By the show’s conclusion (spoiler alert), Minkus has unbanned her from the synagogue and has implored the greater Jewish community to engage in better dialogue and empathize with its own anti-Zionist members. Jews should have “the grace and humility to hear from those we don’t agree with,” he concludes.
It’s a view he told JTA he came by honestly, even as he himself remains a committed Zionist. In his decade-plus as a rabbi, Minkus says he’s concluded that the “red line” approach on views on Israel doesn’t work, and isn’t likely to convince Jewish anti-Zionists to become Zionists.
“I feel that so long as you’re being thoughtful, it shouldn’t matter what you believe,” Minkus said. “There are assholes of all stripes. That knows no position on the political spectrum, and that knows no observance level.
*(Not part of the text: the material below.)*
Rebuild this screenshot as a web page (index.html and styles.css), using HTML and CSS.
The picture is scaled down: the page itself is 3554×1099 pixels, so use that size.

And we allow people of all varieties into our synagogues, and we should hold that line on Israel, as well.”
The congregation’s response to the podcast’s release has been overwhelmingly positive, Minkus said. (Libenson said that, while he doesn’t attend synagogue very often, he has also heard from other members who were pleased with the show.) The rabbi also concludes the show by openly soliciting feedback on the hot-button issue, which he promises to share in a future episode.
While calling Minkus “a wonderful and extraordinary person,” Libenson added that he hoped any Jewish leader in his shoes would take a similarly thoughtful approach to the question of how to engage with anti-Zionists.
“The fact that he listened deeply, and that he changed his mind, and that he also is so willing to share that publicly, and is not afraid to make a podcast that says ‘My initial reaction was wrong,’ is extraordinary. But I wish that it wasn’t extraordinary,” Libenson said. “That’s what we should be expecting from our rabbis: that they are thoughtful, that they take Judaism seriously, that they’re not simply acting and reacting.”